Bionode-watermill can be used to create complex bioinformatics pipelines, but at its core are simple ideas. The first of these is the idea of a task.
A task
describes the idea that some input will be transformed into some
output. First, we will consider input and output to both be a file.
Before jumping into JavaScript, let's see what our first task is!

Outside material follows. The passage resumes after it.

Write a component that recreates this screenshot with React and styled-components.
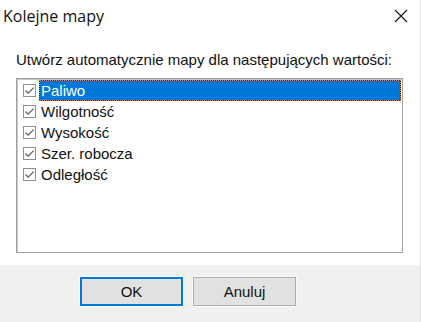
import styled, { createGlobalStyle } from 'styled-components';

const GlobalStyle = createGlobalStyle`
  html, body {
    margin: 0;
    padding: 0;
    background: #ffffff;
  }
`;

const items = ['Paliwo', 'Wilgotność', 'Wysokość', 'Szer. robocza', 'Odległość'];

const App = () => {
  return (
    <>
      <GlobalStyle />
      <Dialog>
        <TitleBar>
          <Title>Kolejne mapy</Title>
          <CloseButton aria-label="Zamknij">
            <svg width="14" height="14" viewBox="0 0 14 14">
              <path d="M1 1 L13 13 M13 1 L1 13" stroke="#111" strokeWidth="1.1" fill="none" />
            </svg>
          </CloseButton>
        </TitleBar>
        <Content>
          <Caption>Utwórz automatycznie mapy dla następujących wartości:</Caption>
          <ListBox>
            {items.map((item, i) => (
              <Row key={item}>
                <CheckBox>
                  <svg width="11" height="11" viewBox="0 0 11 11">
                    <path d="M1.5 5.5 L4.2 8.2 L9.6 2.6" stroke="#5c5c5c" strokeWidth="1.2" fill="none" />
                  </svg>
                </CheckBox>
                <ItemLabel $selected={i === 0}>{item}</ItemLabel>
              </Row>
            ))}
          </ListBox>
        </Content>
        <Footer>
          <Button $default>OK</Button>
          <Button>Anuluj</Button>
        </Footer>
      </Dialog>
    </>
  );
};

export default App;

const Dialog = styled.div`
  width: 420px;
  height: 322px;
  display: flex;
  flex-direction: column;
  border-right: 1px solid #e4e4e4;
  font-family: 'Liberation Sans', Arial, sans-serif;
  color: #000;
`;

const TitleBar = styled.div`
  height: 31px;
  display: flex;
  align-items: center;
  justify-content: space-between;
  padding: 0 12px 0 3px;
`;

const Title = styled.span`
  font-family: 'Open Sans', 'Noto Sans', sans-serif;
  font-size: 16px;
  color: #111;
`;

const CloseButton = styled.span`
  display: flex;
  align-items: center;
  margin-top: 1px;
`;

const Content = styled.div`
  flex: 1;
  padding: 20px 17px 0 16px;
`;

const Caption = styled.div`
  font-size: 15px;
  line-height: 17px;
  margin-bottom: 10px;
  color: #111;
`;

const ListBox = styled.div`
  height: 172px;
  border: 1px solid #a0a0a0;
  box-shadow: inset 1px 1px 0 #c8c8c8;
  padding-top: 1px;
  background: #fff;
`;

const Row = styled.div`
  height: 21px;
  display: flex;
  align-items: center;
  padding-left: 6px;
`;

const CheckBox = styled.span`
  width: 13px;
  height: 13px;
  box-sizing: border-box;
  border: 1px solid #8f8f8f;
  display: flex;
  align-items: center;
  justify-content: center;
  margin-right: 3px;
  background: #fff;
`;

const ItemLabel = styled.span`
  flex: 1;
  height: 21px;
  box-sizing: border-box;
  display: flex;
  align-items: center;
  padding-left: 1px;
  margin-right: 1px;
  font-size: 15px;
  border: 1px solid transparent;
  color: ${(p) => (p.$selected ? '#fff' : '#111')};
  ${(p) =>
    p.$selected &&
    `
    border: 1px dotted #ff8728;
    background: linear-gradient(#0078d7, #0078d7) padding-box,
      linear-gradient(#1e1e1e, #1e1e1e) border-box;
  `}
`;

const Footer = styled.div`
  height: 57px;
  background: #f0f0f0;
  display: flex;
  gap: 10px;
  padding: 12px 0 0 80px;
  box-sizing: border-box;
`;

const Button = styled.div`
  width: 103px;
  height: 29px;
  box-sizing: border-box;
  display: flex;
  align-items: center;
  justify-content: center;
  font-size: 15px;
  color: #111;
  background: #e1e1e1;
  border: ${(p) => (p.$default ? '2px solid #0078d7' : '1px solid #adadad')};
  box-shadow: 0 0 0 1px #fafafa;
`;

Our first simple pipeline will convert a file with lowercase characters into one with upper case characters. On your UNIX command line (on Windows, see try.bionode.io or Docker):
# setting up "raw data"
echo abcdefghijklmnopqrstuvqxyz > alphabet.lowercase
# double check its there!
cat alphabet.lowercase
# pipeline
cat alphabet.lowercase | tr '[:lower:]' '[:upper:]' > alphabet.uppercase
# see the results!
cat alphabet.uppercase
Okay, so how to do the same thing with bionode-watermill? We can create a task
for it. A task
is created by passing watermill.task
two parameters
- object describing
input
,output
,params
,name
("props") - the "operation creator", a function which will receive "props"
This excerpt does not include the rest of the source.